[start Recorded data]
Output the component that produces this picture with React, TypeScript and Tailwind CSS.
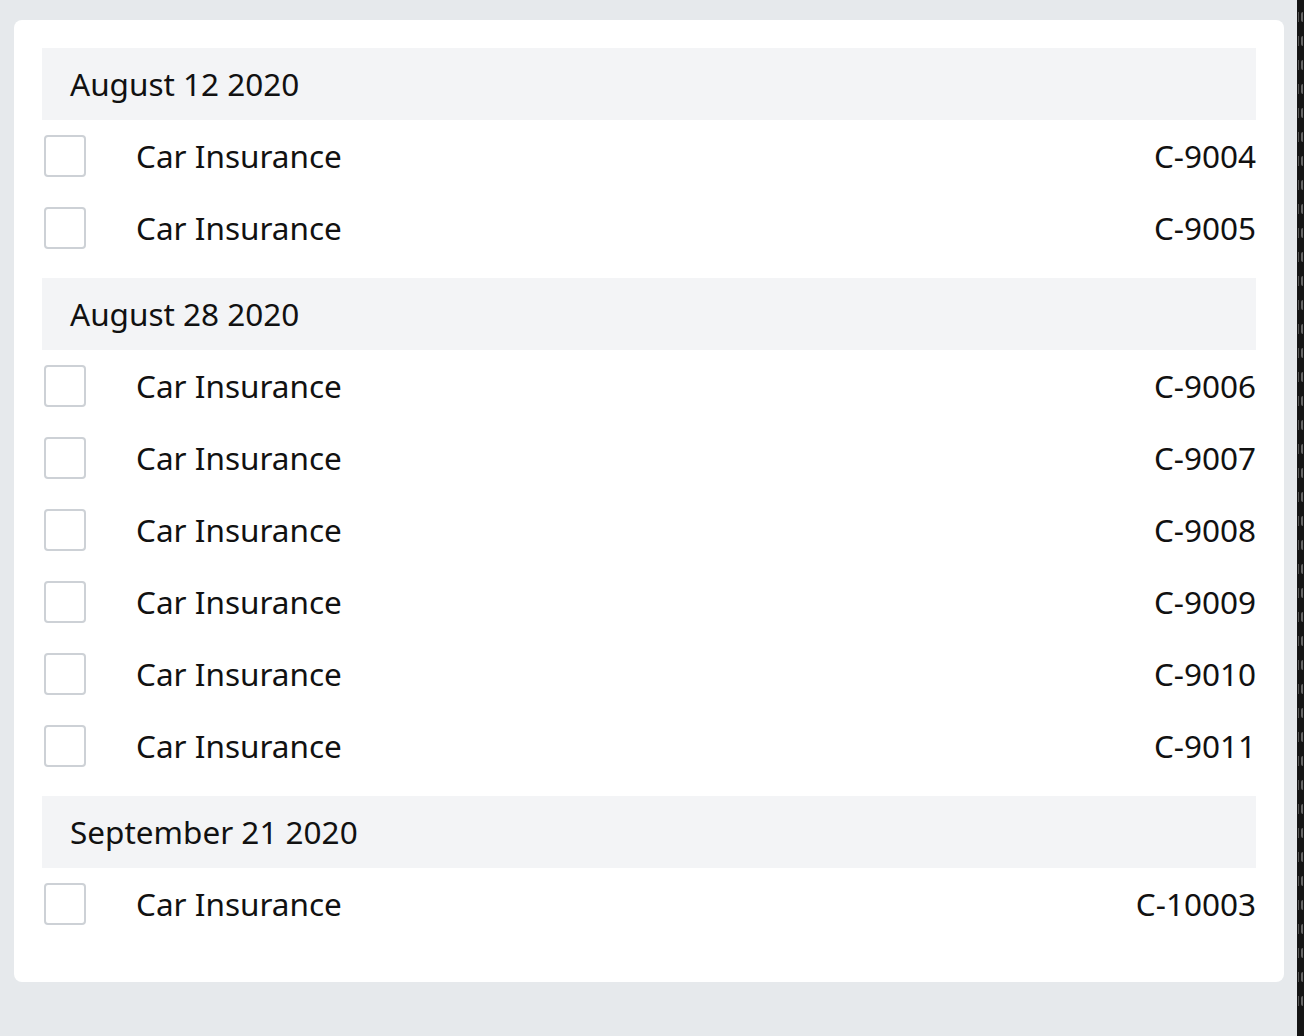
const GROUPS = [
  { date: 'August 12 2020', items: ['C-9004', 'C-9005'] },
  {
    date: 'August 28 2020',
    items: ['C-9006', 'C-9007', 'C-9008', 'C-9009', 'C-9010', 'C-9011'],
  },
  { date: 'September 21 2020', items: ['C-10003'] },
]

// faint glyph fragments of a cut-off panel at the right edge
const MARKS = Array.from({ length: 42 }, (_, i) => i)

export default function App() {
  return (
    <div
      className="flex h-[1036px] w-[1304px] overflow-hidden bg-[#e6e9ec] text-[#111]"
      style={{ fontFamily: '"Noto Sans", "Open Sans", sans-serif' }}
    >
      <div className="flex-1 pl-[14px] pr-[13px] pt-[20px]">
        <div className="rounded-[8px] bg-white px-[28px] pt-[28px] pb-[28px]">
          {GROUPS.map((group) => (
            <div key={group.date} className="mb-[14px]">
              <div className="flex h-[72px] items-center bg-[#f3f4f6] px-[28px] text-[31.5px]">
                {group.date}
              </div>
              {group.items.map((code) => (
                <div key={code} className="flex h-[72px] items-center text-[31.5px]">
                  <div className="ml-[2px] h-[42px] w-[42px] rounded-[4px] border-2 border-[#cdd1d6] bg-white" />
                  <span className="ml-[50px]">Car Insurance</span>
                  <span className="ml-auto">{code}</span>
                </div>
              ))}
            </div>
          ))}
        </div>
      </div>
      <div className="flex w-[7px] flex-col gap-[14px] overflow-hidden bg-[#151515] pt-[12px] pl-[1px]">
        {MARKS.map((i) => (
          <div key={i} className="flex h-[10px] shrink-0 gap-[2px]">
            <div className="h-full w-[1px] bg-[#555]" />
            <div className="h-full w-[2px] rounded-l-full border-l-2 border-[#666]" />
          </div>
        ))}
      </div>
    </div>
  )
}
[end Recorded data]
Exercise objective
Keep the pictures out of the copy and write out the data exactly as it stands.

Task result
Output the component that produces this picture with React, TypeScript and Tailwind CSS.
const GROUPS = [
  { date: 'August 12 2020', items: ['C-9004', 'C-9005'] },
  {
    date: 'August 28 2020',
    items: ['C-9006', 'C-9007', 'C-9008', 'C-9009', 'C-9010', 'C-9011'],
  },
  { date: 'September 21 2020', items: ['C-10003'] },
]

// faint glyph fragments of a cut-off panel at the right edge
const MARKS = Array.from({ length: 42 }, (_, i) => i)

export default function App() {
  return (
    <div
      className="flex h-[1036px] w-[1304px] overflow-hidden bg-[#e6e9ec] text-[#111]"
      style={{ fontFamily: '"Noto Sans", "Open Sans", sans-serif' }}
    >
      <div className="flex-1 pl-[14px] pr-[13px] pt-[20px]">
        <div className="rounded-[8px] bg-white px-[28px] pt-[28px] pb-[28px]">
          {GROUPS.map((group) => (
            <div key={group.date} className="mb-[14px]">
              <div className="flex h-[72px] items-center bg-[#f3f4f6] px-[28px] text-[31.5px]">
                {group.date}
              </div>
              {group.items.map((code) => (
                <div key={code} className="flex h-[72px] items-center text-[31.5px]">
                  <div className="ml-[2px] h-[42px] w-[42px] rounded-[4px] border-2 border-[#cdd1d6] bg-white" />
                  <span className="ml-[50px]">Car Insurance</span>
                  <span className="ml-auto">{code}</span>
                </div>
              ))}
            </div>
          ))}
        </div>
      </div>
      <div className="flex w-[7px] flex-col gap-[14px] overflow-hidden bg-[#151515] pt-[12px] pl-[1px]">
        {MARKS.map((i) => (
          <div key={i} className="flex h-[10px] shrink-0 gap-[2px]">
            <div className="h-full w-[1px] bg-[#555]" />
            <div className="h-full w-[2px] rounded-l-full border-l-2 border-[#666]" />
          </div>
        ))}
      </div>
    </div>
  )
}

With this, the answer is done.